*Data shown*
———
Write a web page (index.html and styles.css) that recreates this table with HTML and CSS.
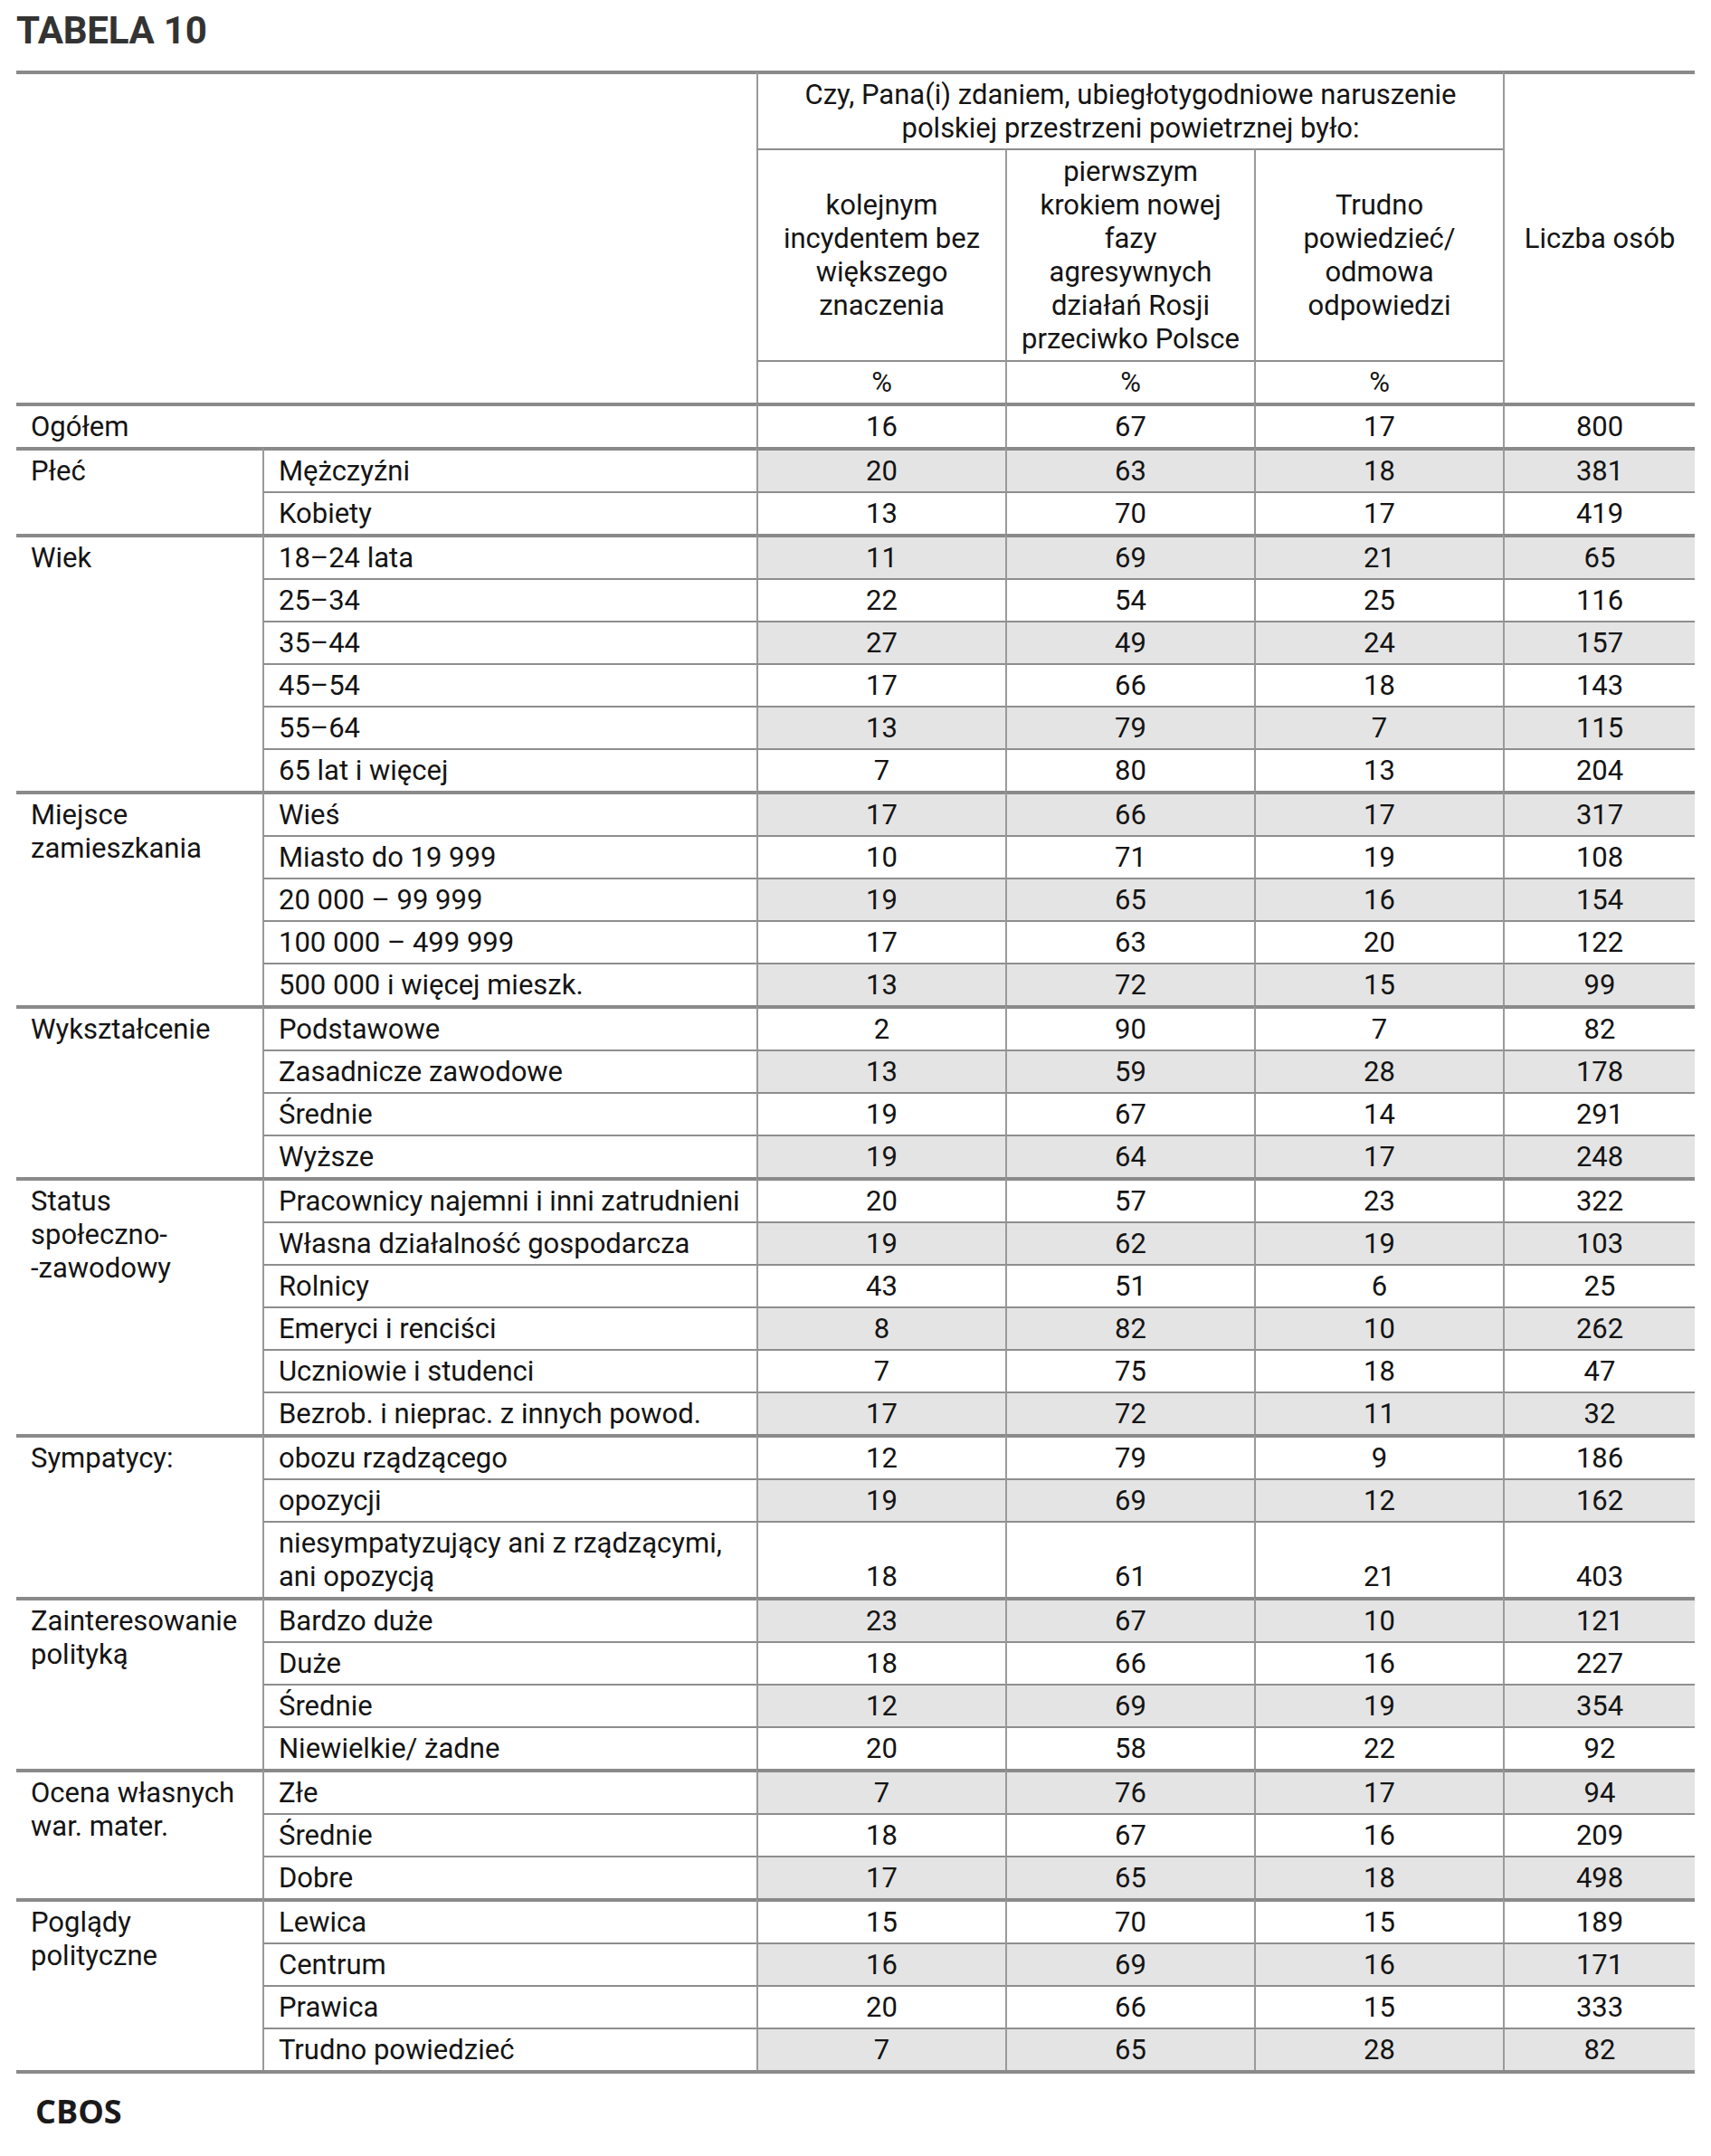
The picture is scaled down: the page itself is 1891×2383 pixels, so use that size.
FILE: index.html
```html
<!DOCTYPE html>
<html lang="pl">
<head>
<meta charset="utf-8">
<title>Tabela 10</title>
<link rel="stylesheet" href="styles.css">
</head>
<body>
<div class="page">
  <h1 class="title">TABELA 10</h1>
  <table class="tbl">
    <colgroup>
      <col class="c-cat">
      <col class="c-sub">
      <col class="c-num">
      <col class="c-num">
      <col class="c-num">
      <col class="c-cnt">
    </colgroup>
    <thead>
      <tr class="h1">
        <th colspan="2" rowspan="3" class="blank"></th>
        <th colspan="3" class="bl q">Czy, Pana(i) zdaniem, ubiegłotygodniowe naruszenie<br>polskiej przestrzeni powietrznej było:</th>
        <th rowspan="3" class="bl cnt">Liczba osób</th>
      </tr>
      <tr class="h2">
        <th class="bl opt">kolejnym<br>incydentem bez<br>większego<br>znaczenia</th>
        <th class="bl opt">pierwszym<br>krokiem nowej<br>fazy<br>agresywnych<br>działań Rosji<br>przeciwko Polsce</th>
        <th class="bl opt">Trudno<br>powiedzieć/<br>odmowa<br>odpowiedzi</th>
      </tr>
      <tr class="h3">
        <th class="bl pct">%</th>
        <th class="bl pct">%</th>
        <th class="bl pct">%</th>
      </tr>
    </thead>
    <tbody>
      <tr class="grp">
        <td colspan="2" class="cat">Ogółem</td>
        <td class="n bl">16</td><td class="n bl">67</td><td class="n bl">17</td><td class="n bl">800</td>
      </tr>

      <tr class="grp sh">
        <td rowspan="2" class="cat">Płeć</td>
        <td class="sub bl">Mężczyźni</td>
        <td class="n bl">20</td><td class="n bl">63</td><td class="n bl">18</td><td class="n bl">381</td>
      </tr>
      <tr>
        <td class="sub bl">Kobiety</td>
        <td class="n bl">13</td><td class="n bl">70</td><td class="n bl">17</td><td class="n bl">419</td>
      </tr>

      <tr class="grp sh">
        <td rowspan="6" class="cat">Wiek</td>
        <td class="sub bl">18–24 lata</td>
        <td class="n bl">11</td><td class="n bl">69</td><td class="n bl">21</td><td class="n bl">65</td>
      </tr>
      <tr>
        <td class="sub bl">25–34</td>
        <td class="n bl">22</td><td class="n bl">54</td><td class="n bl">25</td><td class="n bl">116</td>
      </tr>
      <tr class="sh">
        <td class="sub bl">35–44</td>
        <td class="n bl">27</td><td class="n bl">49</td><td class="n bl">24</td><td class="n bl">157</td>
      </tr>
      <tr>
        <td class="sub bl">45–54</td>
        <td class="n bl">17</td><td class="n bl">66</td><td class="n bl">18</td><td class="n bl">143</td>
      </tr>
      <tr class="sh">
        <td class="sub bl">55–64</td>
        <td class="n bl">13</td><td class="n bl">79</td><td class="n bl">7</td><td class="n bl">115</td>
      </tr>
      <tr>
        <td class="sub bl">65 lat i więcej</td>
        <td class="n bl">7</td><td class="n bl">80</td><td class="n bl">13</td><td class="n bl">204</td>
      </tr>

      <tr class="grp sh">
        <td rowspan="5" class="cat">Miejsce<br>zamieszkania</td>
        <td class="sub bl">Wieś</td>
        <td class="n bl">17</td><td class="n bl">66</td><td class="n bl">17</td><td class="n bl">317</td>
      </tr>
      <tr>
        <td class="sub bl">Miasto do 19 999</td>
        <td class="n bl">10</td><td class="n bl">71</td><td class="n bl">19</td><td class="n bl">108</td>
      </tr>
      <tr class="sh">
        <td class="sub bl">20 000 – 99 999</td>
        <td class="n bl">19</td><td class="n bl">65</td><td class="n bl">16</td><td class="n bl">154</td>
      </tr>
      <tr>
        <td class="sub bl">100 000 – 499 999</td>
        <td class="n bl">17</td><td class="n bl">63</td><td class="n bl">20</td><td class="n bl">122</td>
      </tr>
      <tr class="sh">
        <td class="sub bl">500 000 i więcej mieszk.</td>
        <td class="n bl">13</td><td class="n bl">72</td><td class="n bl">15</td><td class="n bl">99</td>
      </tr>

      <tr class="grp">
        <td rowspan="4" class="cat">Wykształcenie</td>
        <td class="sub bl">Podstawowe</td>
        <td class="n bl">2</td><td class="n bl">90</td><td class="n bl">7</td><td class="n bl">82</td>
      </tr>
      <tr class="sh">
        <td class="sub bl">Zasadnicze zawodowe</td>
        <td class="n bl">13</td><td class="n bl">59</td><td class="n bl">28</td><td class="n bl">178</td>
      </tr>
      <tr>
        <td class="sub bl">Średnie</td>
        <td class="n bl">19</td><td class="n bl">67</td><td class="n bl">14</td><td class="n bl">291</td>
      </tr>
      <tr class="sh">
        <td class="sub bl">Wyższe</td>
        <td class="n bl">19</td><td class="n bl">64</td><td class="n bl">17</td><td class="n bl">248</td>
      </tr>

      <tr class="grp">
        <td rowspan="6" class="cat">Status<br>społeczno-<br>-zawodowy</td>
        <td class="sub bl">Pracownicy najemni i inni zatrudnieni</td>
        <td class="n bl">20</td><td class="n bl">57</td><td class="n bl">23</td><td class="n bl">322</td>
      </tr>
      <tr class="sh">
        <td class="sub bl">Własna działalność gospodarcza</td>
        <td class="n bl">19</td><td class="n bl">62</td><td class="n bl">19</td><td class="n bl">103</td>
      </tr>
      <tr>
        <td class="sub bl">Rolnicy</td>
        <td class="n bl">43</td><td class="n bl">51</td><td class="n bl">6</td><td class="n bl">25</td>
      </tr>
      <tr class="sh">
        <td class="sub bl">Emeryci i renciści</td>
        <td class="n bl">8</td><td class="n bl">82</td><td class="n bl">10</td><td class="n bl">262</td>
      </tr>
      <tr>
        <td class="sub bl">Uczniowie i studenci</td>
        <td class="n bl">7</td><td class="n bl">75</td><td class="n bl">18</td><td class="n bl">47</td>
      </tr>
      <tr class="sh">
        <td class="sub bl">Bezrob. i nieprac. z innych powod.</td>
        <td class="n bl">17</td><td class="n bl">72</td><td class="n bl">11</td><td class="n bl">32</td>
      </tr>

      <tr class="grp">
        <td rowspan="3" class="cat">Sympatycy:</td>
        <td class="sub bl">obozu rządzącego</td>
        <td class="n bl">12</td><td class="n bl">79</td><td class="n bl">9</td><td class="n bl">186</td>
      </tr>
      <tr class="sh">
        <td class="sub bl">opozycji</td>
        <td class="n bl">19</td><td class="n bl">69</td><td class="n bl">12</td><td class="n bl">162</td>
      </tr>
      <tr class="dbl">
        <td class="sub bl">niesympatyzujący ani z rządzącymi,<br>ani opozycją</td>
        <td class="n bl">18</td><td class="n bl">61</td><td class="n bl">21</td><td class="n bl">403</td>
      </tr>

      <tr class="grp sh">
        <td rowspan="4" class="cat">Zainteresowanie<br>polityką</td>
        <td class="sub bl">Bardzo duże</td>
        <td class="n bl">23</td><td class="n bl">67</td><td class="n bl">10</td><td class="n bl">121</td>
      </tr>
      <tr>
        <td class="sub bl">Duże</td>
        <td class="n bl">18</td><td class="n bl">66</td><td class="n bl">16</td><td class="n bl">227</td>
      </tr>
      <tr class="sh">
        <td class="sub bl">Średnie</td>
        <td class="n bl">12</td><td class="n bl">69</td><td class="n bl">19</td><td class="n bl">354</td>
      </tr>
      <tr>
        <td class="sub bl">Niewielkie/ żadne</td>
        <td class="n bl">20</td><td class="n bl">58</td><td class="n bl">22</td><td class="n bl">92</td>
      </tr>

      <tr class="grp sh">
        <td rowspan="3" class="cat">Ocena własnych<br>war. mater.</td>
        <td class="sub bl">Złe</td>
        <td class="n bl">7</td><td class="n bl">76</td><td class="n bl">17</td><td class="n bl">94</td>
      </tr>
      <tr>
        <td class="sub bl">Średnie</td>
        <td class="n bl">18</td><td class="n bl">67</td><td class="n bl">16</td><td class="n bl">209</td>
      </tr>
      <tr class="sh">
        <td class="sub bl">Dobre</td>
        <td class="n bl">17</td><td class="n bl">65</td><td class="n bl">18</td><td class="n bl">498</td>
      </tr>

      <tr class="grp">
        <td rowspan="4" class="cat">Poglądy<br>polityczne</td>
        <td class="sub bl">Lewica</td>
        <td class="n bl">15</td><td class="n bl">70</td><td class="n bl">15</td><td class="n bl">189</td>
      </tr>
      <tr class="sh">
        <td class="sub bl">Centrum</td>
        <td class="n bl">16</td><td class="n bl">69</td><td class="n bl">16</td><td class="n bl">171</td>
      </tr>
      <tr>
        <td class="sub bl">Prawica</td>
        <td class="n bl">20</td><td class="n bl">66</td><td class="n bl">15</td><td class="n bl">333</td>
      </tr>
      <tr class="sh">
        <td class="sub bl">Trudno powiedzieć</td>
        <td class="n bl">7</td><td class="n bl">65</td><td class="n bl">28</td><td class="n bl">82</td>
      </tr>
    </tbody>
  </table>
  <div class="source">CBOS</div>
</div>
</body>
</html>
```

FILE: styles.css
```css
html, body {
  margin: 0;
  padding: 0;
  background: #ffffff;
}

.page {
  padding: 9px 0 40px 18px;
}

.title {
  margin: 0 0 20px 0;
  font-family: Roboto, "Liberation Sans", sans-serif;
  font-weight: 700;
  font-size: 42px;
  line-height: 49px;
  color: #333333;
  letter-spacing: -0.2px;
}

.tbl {
  border-collapse: separate;
  border-spacing: 0;
  table-layout: fixed;
  width: 1855px;
  border-bottom: 4px solid #8a8a8a;
}

.c-cat { width: 272px; }
.c-sub { width: 546px; }
.c-num { width: 275px; }
.c-cnt { width: 212px; }

.tbl th,
.tbl td {
  font-family: Roboto, "Liberation Sans", sans-serif;
  font-weight: 400;
  font-size: 31px;
  line-height: 37px;
  color: #141414;
  padding: 4px 0;
  border-top: 2px solid #8e8e8e;
  vertical-align: middle;
  text-align: center;
}

.tbl .bl {
  border-left: 2px solid #9a9a9a;
}

.tbl .h1 th {
  border-top: 4px solid #8a8a8a;
}

.tbl .opt {
  padding: 5px 0;
}

.tbl .grp td {
  border-top: 4px solid #8a8a8a;
}

.tbl .cat {
  text-align: left;
  vertical-align: top;
  padding-left: 16px;
}

.tbl .grp td[colspan] {
  vertical-align: middle;
}

.tbl .sub {
  text-align: left;
  padding-left: 16px;
}

.tbl .sh .n {
  background: #e4e4e4;
}

.tbl .dbl .n {
  vertical-align: bottom;
}

.source {
  margin: 20px 0 0 21px;
  font-family: "Open Sans", "Liberation Sans", sans-serif;
  font-weight: 700;
  font-size: 36px;
  line-height: 44px;
  color: #1a1a1a;
}
```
———
*Brief*
Gather each line holding the string "page".

*In response*
Write a web page (index.html and styles.css) that recreates this table with HTML and CSS.
The picture is scaled down: the page itself is 1891×2383 pixels, so use that size.
<div class="page">
.page {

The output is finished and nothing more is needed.